Usted está aquí: jueves 30 de marzo de 2006 Cultura Ladrones

Olga Harmony

Ladrones

Con este poco afortunado título se estrena la obra de Frederich von Schiller, generalmente conocida como Los bandidos o Los bandoleros, lo que no solamente da la idea de pertenencia a una banda, sino que indica a los malhechores que cometen sus crímenes en despoblado. Sabido es que el autor alemán, nacido en Baviera, la escribió en los revueltos tiempos en que el país no se consolidaba, sino que tenía grandes resabios del feudalismo, aunque ya soplaban los vientos de la Ilustración y existía gran descontento entre el pueblo y los pequeños burgueses, por lo que para su estreno en Manheim fue obligado a cambiarle la fecha y darla en el siglo XV por temor a que el tirano Carlos Eugenio no la permitiera. Carlos Moor, el protagonista, dice a sus secuaces, antes de dar su condado a dos de ellos y buscar a un humilde labriego para que lo entregue y pueda ganar la recompensa: ''¡Servid a un rey que luche por los derechos de la humanidad!'' Esto en el original, porque la dramaturgia de David Hevia, también director, da un significado diferente a la obra, que tuvo un gran éxito al extremo de que unos jóvenes estudiantes de Leipzig formaron una banda y se dedicaran al pillaje. Más allá del bandidaje, este primer texto de Schiller se considera un grito contra los abusos de los pequeños señores feudales.
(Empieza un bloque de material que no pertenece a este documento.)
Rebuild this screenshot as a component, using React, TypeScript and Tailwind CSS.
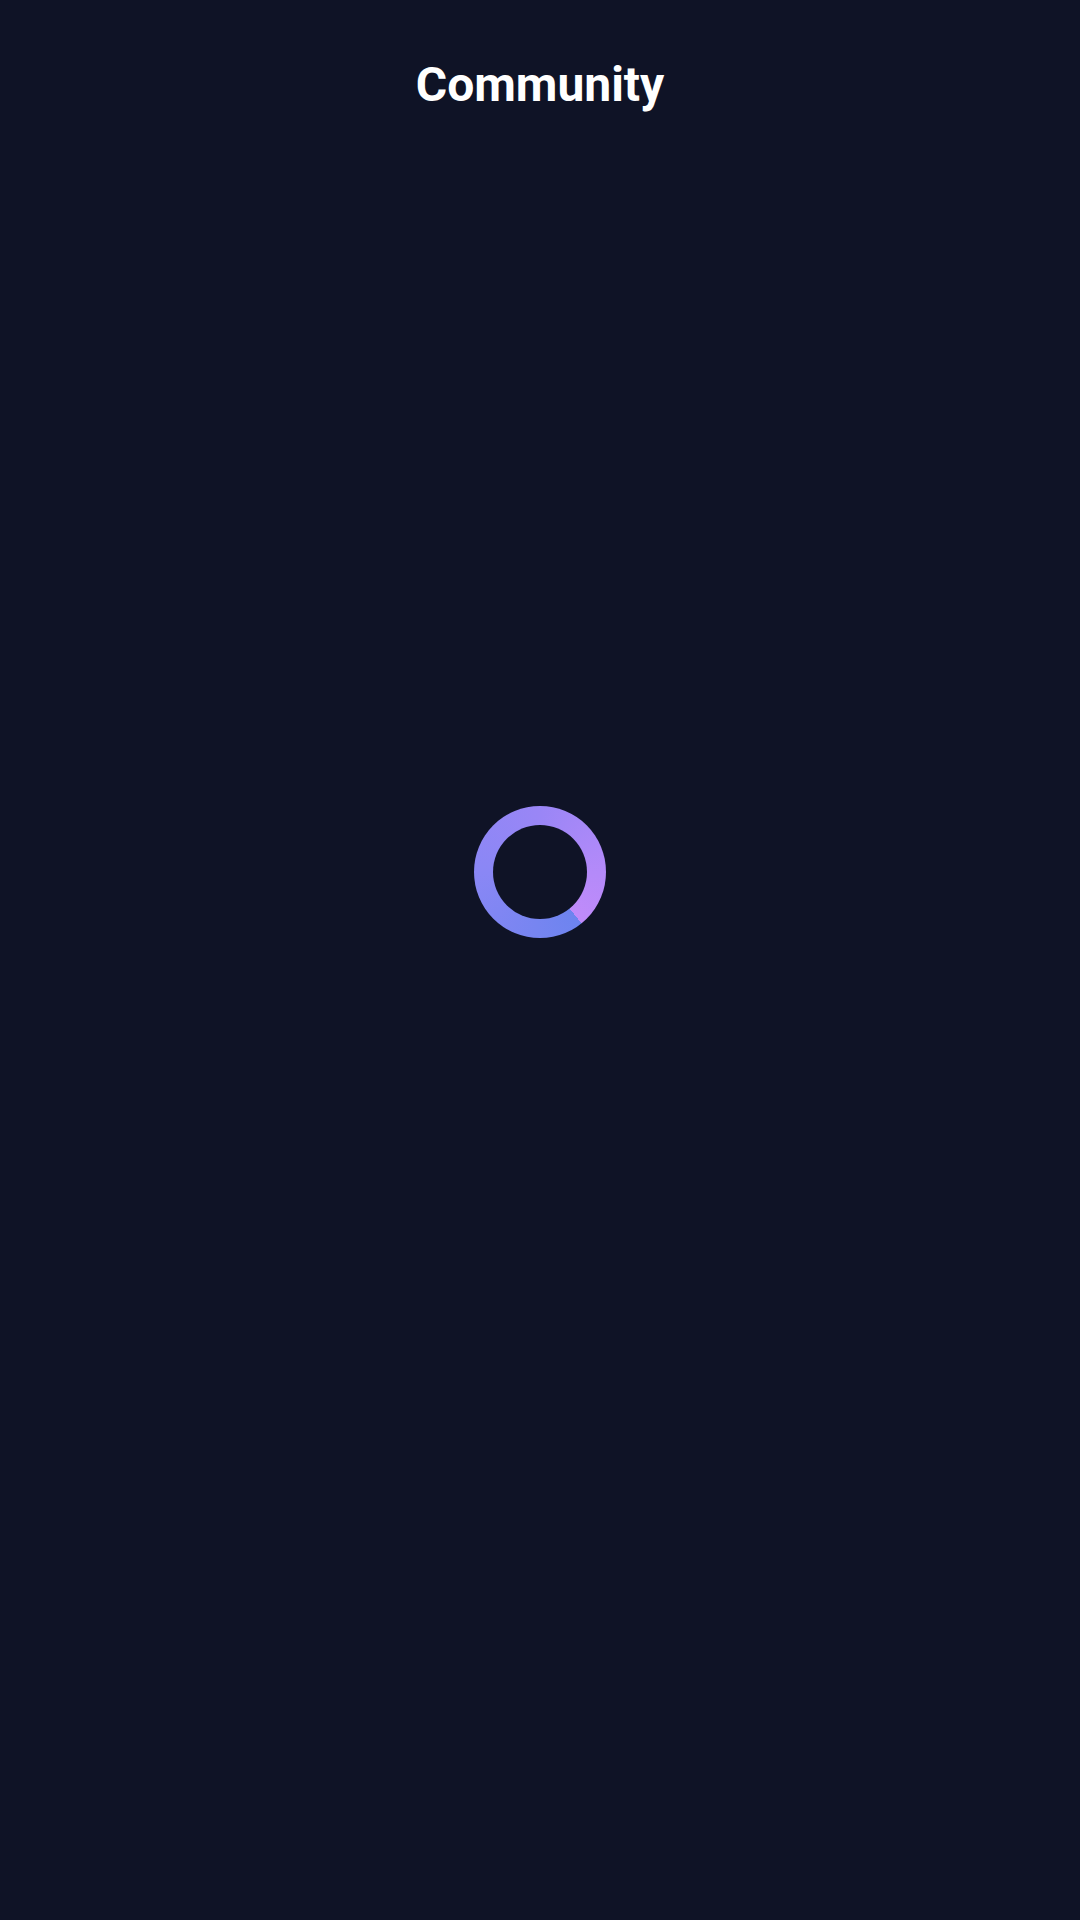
export default function App() {
  return (
    <div className="flex h-[1920px] w-full flex-col bg-[#0f1326] font-['Roboto',sans-serif]">
      <h1 className="pt-[57px] text-center text-[48px] font-bold leading-[56px] text-white">Community</h1>
      <div className="flex flex-1 items-start justify-center pt-[693px]">
        <div className="flex h-[132px] w-[132px] items-center justify-center rounded-full bg-[conic-gradient(from_141deg,#6d84ef,#8a87f5_36%,#9a86f6_61%,#b48af9_86%,#c08bfa)]">
          <div className="h-[94px] w-[94px] rounded-full bg-[#0f1326]" />
        </div>
      </div>
    </div>
  );
}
También es sabido que Schiller perteneció a la corriente del Strum und Drang (Tempestad e impulso) que tomó su nombre de la obra -antes llamada Revoltijo- de Max Klunger que revolucionó la dramaturgia al negar la construcción aristotélica. Con estos antecedentes se puede entrar en la adaptación y dirección de Hevia. Ubica, escénicamente, la acción en nuestro tiempo con la escenografía de Mónica Raya que consiste en un chaise longue y un gran marco -que después contendrá el retrato grupal de los actores- y en un extremo un taxi desvencijado. Este será el lugar de los bandidos, presentados como un punk travesti, una musulmana -lo que tendrá mayor sentido en Europa- y algunos otros seres marginados -con un buen vestuario de Junior Paulino- que igualmente formarán su banda. Es una buena idea del director y adaptador, que también mezcla mexicanismos en su texto para constatar la rebeldía de la pobre gente en todas partes del mundo. Al contrario, los cambios, sobre todo del final, son poco acertados. Resultan inverosímiles los suicidios de Franz y de Schweizer, como también el parricidio que comete Karl y aun la muerte de Amalia es muy efectista pero confusa.

Escapa a mi comprensión la razón de que se introduzca en algún momento lo grotesco, como la horrenda peluca del viejo conde, más de teatro de aficionados que de profesionales, que ridiculizan al buen actor que es Diego Jáuregui o los lentes absurdos con que Amalia lee el pasaje bíblico, los movimientos de la actriz y su fea manera de hablar, en una escena que debiera ser patética. Hevia divide en la primera parte los ámbitos del castillo y del coche desvencijado, aunque en un momento dado Karl invade el otro espacio. En la segunda parte, el taxi ha desaparecido, se muestra el retrato en el marco que luego asciende y se abre el telón al butaquerío (vacío, porque los espectadores están en el mismo escenario) en donde está la supuesta mazmorra y en donde aparecerán los bandidos, en un momento teatralmente muy eficaz, aunque la escena final de Karl se torne, por lo menos para mí, en incomprensible. La gran descortesía de David Hevia al decir que la función para la crítica y la prensa especializada era un ensayo general dado para que se diera a conocer esta obra, generalmente ignorada, se condice poco con los cambios que hizo al clásico alemán, que así se aleja del conocimiento cabal de su público mexicano que seguirá ignorándolo tal cual es.

Un buen villano es un personaje muy rico, como saben los actores, y el director acentúa los momentos de Franz en demérito de muchos de los bandidos. Juan Carlos Remolina -que es bastante más apuesto que su personaje- está en verdad excelente y contrasta con la debilidad de Guillermo Larrea, lejano del audaz Karl, a quien tampoco presta todos sus matices. Diego Jáuregui como un apagado y cansino conde Moor y Carolina Politti con los desniveles que la dirección le marca. Bien y cumplido el resto del reparto, muy largo para enumerarlo completo en esta escenificación que se completa con la música original de Pablo Valero y la iluminación de Sergio Villegas.